INFORMATION PROVIDED:
★ ★ ★ ★ ★ ★ ★

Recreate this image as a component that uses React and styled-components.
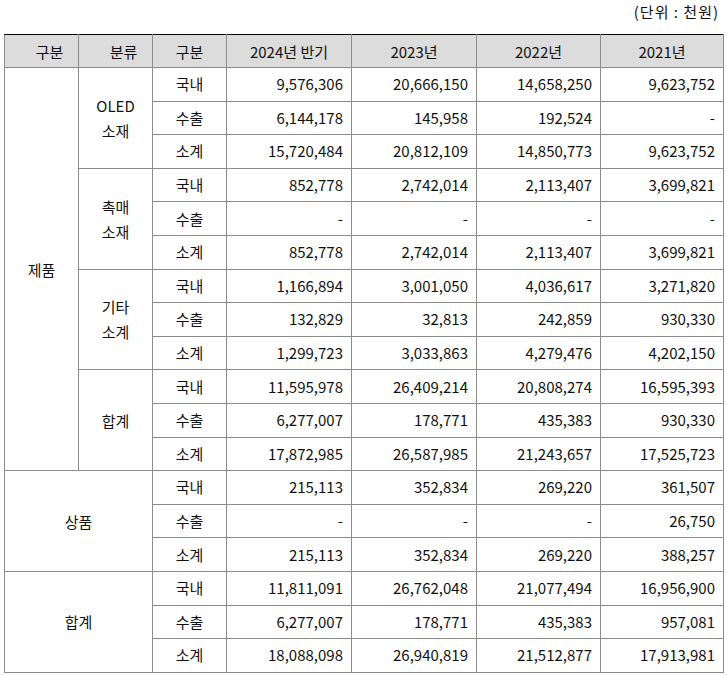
import React from 'react'
import styled, { createGlobalStyle } from 'styled-components'

const GlobalStyle = createGlobalStyle`
  body {
    margin: 0;
    background: #fff;
    font-family: "Noto Sans CJK KR", "Noto Sans", sans-serif;
    color: #111;
  }
`

const Page = styled.div`
  width: 727px;
  padding: 0 4px;
  box-sizing: border-box;
`

const Unit = styled.div`
  height: 34px;
  line-height: 24px;
  text-align: right;
  padding-right: 4px;
  font-size: 15px;
  letter-spacing: 1px;
`

const Table = styled.table`
  width: 719px;
  border-collapse: collapse;
  table-layout: fixed;
  border: 1px solid #000;
  font-size: 15px;
`

const Col = styled.col`
  width: ${p => p.$w}px;
`

const Th = styled.th`
  height: 32px;
  padding: 0;
  padding-left: ${p => (p.$shift ? '16px' : '0')};
  background: #dcdcdc;
  border: 1px solid #8c8c8c;
  border-top-color: #000;
  font-weight: normal;
  text-align: center;
`

const Group = styled.td`
  padding: 0;
  border: 1px solid #8c8c8c;
  text-align: center;
  line-height: 25px;
`

const Kind = styled.td`
  height: 32.6px;
  padding: 0;
  border: 1px solid #8c8c8c;
  text-align: center;
  line-height: 20px;
`

const Num = styled.td`
  padding: 0 8px 0 0;
  border: 1px solid #8c8c8c;
  text-align: right;
  line-height: 20px;
`

const widths = [74, 74, 74, 125, 125, 124, 123]
const years = ['2024년 반기', '2023년', '2022년', '2021년']

const rows3 = (vals) => [
  ['국내', vals[0]],
  ['수출', vals[1]],
  ['소계', vals[2]],
]

const product = [
  {
    name: ['OLED', '소재'],
    rows: rows3([
      ['9,576,306', '20,666,150', '14,658,250', '9,623,752'],
      ['6,144,178', '145,958', '192,524', '-'],
      ['15,720,484', '20,812,109', '14,850,773', '9,623,752'],
    ]),
  },
  {
    name: ['촉매', '소재'],
    rows: rows3([
      ['852,778', '2,742,014', '2,113,407', '3,699,821'],
      ['-', '-', '-', '-'],
      ['852,778', '2,742,014', '2,113,407', '3,699,821'],
    ]),
  },
  {
    name: ['기타', '소계'],
    rows: rows3([
      ['1,166,894', '3,001,050', '4,036,617', '3,271,820'],
      ['132,829', '32,813', '242,859', '930,330'],
      ['1,299,723', '3,033,863', '4,279,476', '4,202,150'],
    ]),
  },
  {
    name: ['합계'],
    rows: rows3([
      ['11,595,978', '26,409,214', '20,808,274', '16,595,393'],
      ['6,277,007', '178,771', '435,383', '930,330'],
      ['17,872,985', '26,587,985', '21,243,657', '17,525,723'],
    ]),
  },
]

const totals = [
  {
    name: '상품',
    rows: rows3([
      ['215,113', '352,834', '269,220', '361,507'],
      ['-', '-', '-', '26,750'],
      ['215,113', '352,834', '269,220', '388,257'],
    ]),
  },
  {
    name: '합계',
    rows: rows3([
      ['11,811,091', '26,762,048', '21,077,494', '16,956,900'],
      ['6,277,007', '178,771', '435,383', '957,081'],
      ['18,088,098', '26,940,819', '21,512,877', '17,913,981'],
    ]),
  },
]

const Cells = ({ kind, values }) => (
  <>
    <Kind>{kind}</Kind>
    {values.map((v, i) => <Num key={i}>{v}</Num>)}
  </>
)

export default function App() {
  return (
    <Page>
      <GlobalStyle />
      <Unit>(단위 : 천원)</Unit>
      <Table>
        <colgroup>
          {widths.map((w, i) => <Col key={i} $w={w} />)}
        </colgroup>
        <thead>
          <tr>
            <Th $shift>구분</Th>
            <Th $shift>분류</Th>
            <Th>구분</Th>
            {years.map(y => <Th key={y}>{y}</Th>)}
          </tr>
        </thead>
        <tbody>
          {product.map((g, gi) =>
            g.rows.map(([kind, values], ri) => (
              <tr key={`p${gi}${ri}`}>
                {gi === 0 && ri === 0 && <Group rowSpan={12}>제품</Group>}
                {ri === 0 && (
                  <Group rowSpan={3}>
                    {g.name.map((n, i) => <div key={i}>{n}</div>)}
                  </Group>
                )}
                <Cells kind={kind} values={values} />
              </tr>
            ))
          )}
          {totals.map((g, gi) =>
            g.rows.map(([kind, values], ri) => (
              <tr key={`t${gi}${ri}`}>
                {ri === 0 && <Group rowSpan={3} colSpan={2}>{g.name}</Group>}
                <Cells kind={kind} values={values} />
              </tr>
            ))
          )}
        </tbody>
      </Table>
    </Page>
  )
}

★ ★ ★ ★ ★ ★ ★

WHAT YOU SHOULD DO:
Omit the pictures and reproduce the listing exactly.

EXERCISE RESULT:
Recreate this image as a component that uses React and styled-components.
import React from 'react'
import styled, { createGlobalStyle } from 'styled-components'

const GlobalStyle = createGlobalStyle`
  body {
    margin: 0;
    background: #fff;
    font-family: "Noto Sans CJK KR", "Noto Sans", sans-serif;
    color: #111;
  }
`

const Page = styled.div`
  width: 727px;
  padding: 0 4px;
  box-sizing: border-box;
`

const Unit = styled.div`
  height: 34px;
  line-height: 24px;
  text-align: right;
  padding-right: 4px;
  font-size: 15px;
  letter-spacing: 1px;
`

const Table = styled.table`
  width: 719px;
  border-collapse: collapse;
  table-layout: fixed;
  border: 1px solid #000;
  font-size: 15px;
`

const Col = styled.col`
  width: ${p => p.$w}px;
`

const Th = styled.th`
  height: 32px;
  padding: 0;
  padding-left: ${p => (p.$shift ? '16px' : '0')};
  background: #dcdcdc;
  border: 1px solid #8c8c8c;
  border-top-color: #000;
  font-weight: normal;
  text-align: center;
`

const Group = styled.td`
  padding: 0;
  border: 1px solid #8c8c8c;
  text-align: center;
  line-height: 25px;
`

const Kind = styled.td`
  height: 32.6px;
  padding: 0;
  border: 1px solid #8c8c8c;
  text-align: center;
  line-height: 20px;
`

const Num = styled.td`
  padding: 0 8px 0 0;
  border: 1px solid #8c8c8c;
  text-align: right;
  line-height: 20px;
`

const widths = [74, 74, 74, 125, 125, 124, 123]
const years = ['2024년 반기', '2023년', '2022년', '2021년']

const rows3 = (vals) => [
  ['국내', vals[0]],
  ['수출', vals[1]],
  ['소계', vals[2]],
]

const product = [
  {
    name: ['OLED', '소재'],
    rows: rows3([
      ['9,576,306', '20,666,150', '14,658,250', '9,623,752'],
      ['6,144,178', '145,958', '192,524', '-'],
      ['15,720,484', '20,812,109', '14,850,773', '9,623,752'],
    ]),
  },
  {
    name: ['촉매', '소재'],
    rows: rows3([
      ['852,778', '2,742,014', '2,113,407', '3,699,821'],
      ['-', '-', '-', '-'],
      ['852,778', '2,742,014', '2,113,407', '3,699,821'],
    ]),
  },
  {
    name: ['기타', '소계'],
    rows: rows3([
      ['1,166,894', '3,001,050', '4,036,617', '3,271,820'],
      ['132,829', '32,813', '242,859', '930,330'],
      ['1,299,723', '3,033,863', '4,279,476', '4,202,150'],
    ]),
  },
  {
    name: ['합계'],
    rows: rows3([
      ['11,595,978', '26,409,214', '20,808,274', '16,595,393'],
      ['6,277,007', '178,771', '435,383', '930,330'],
      ['17,872,985', '26,587,985', '21,243,657', '17,525,723'],
    ]),
  },
]

const totals = [
  {
    name: '상품',
    rows: rows3([
      ['215,113', '352,834', '269,220', '361,507'],
      ['-', '-', '-', '26,750'],
      ['215,113', '352,834', '269,220', '388,257'],
    ]),
  },
  {
    name: '합계',
    rows: rows3([
      ['11,811,091', '26,762,048', '21,077,494', '16,956,900'],
      ['6,277,007', '178,771', '435,383', '957,081'],
      ['18,088,098', '26,940,819', '21,512,877', '17,913,981'],
    ]),
  },
]

const Cells = ({ kind, values }) => (
  <>
    <Kind>{kind}</Kind>
    {values.map((v, i) => <Num key={i}>{v}</Num>)}
  </>
)

export default function App() {
  return (
    <Page>
      <GlobalStyle />
      <Unit>(단위 : 천원)</Unit>
      <Table>
        <colgroup>
          {widths.map((w, i) => <Col key={i} $w={w} />)}
        </colgroup>
        <thead>
          <tr>
            <Th $shift>구분</Th>
            <Th $shift>분류</Th>
            <Th>구분</Th>
            {years.map(y => <Th key={y}>{y}</Th>)}
          </tr>
        </thead>
        <tbody>
          {product.map((g, gi) =>
            g.rows.map(([kind, values], ri) => (
              <tr key={`p${gi}${ri}`}>
                {gi === 0 && ri === 0 && <Group rowSpan={12}>제품</Group>}
                {ri === 0 && (
                  <Group rowSpan={3}>
                    {g.name.map((n, i) => <div key={i}>{n}</div>)}
                  </Group>
                )}
                <Cells kind={kind} values={values} />
              </tr>
            ))
          )}
          {totals.map((g, gi) =>
            g.rows.map(([kind, values], ri) => (
              <tr key={`t${gi}${ri}`}>
                {ri === 0 && <Group rowSpan={3} colSpan={2}>{g.name}</Group>}
                <Cells kind={kind} values={values} />
              </tr>
            ))
          )}
        </tbody>
      </Table>
    </Page>
  )
}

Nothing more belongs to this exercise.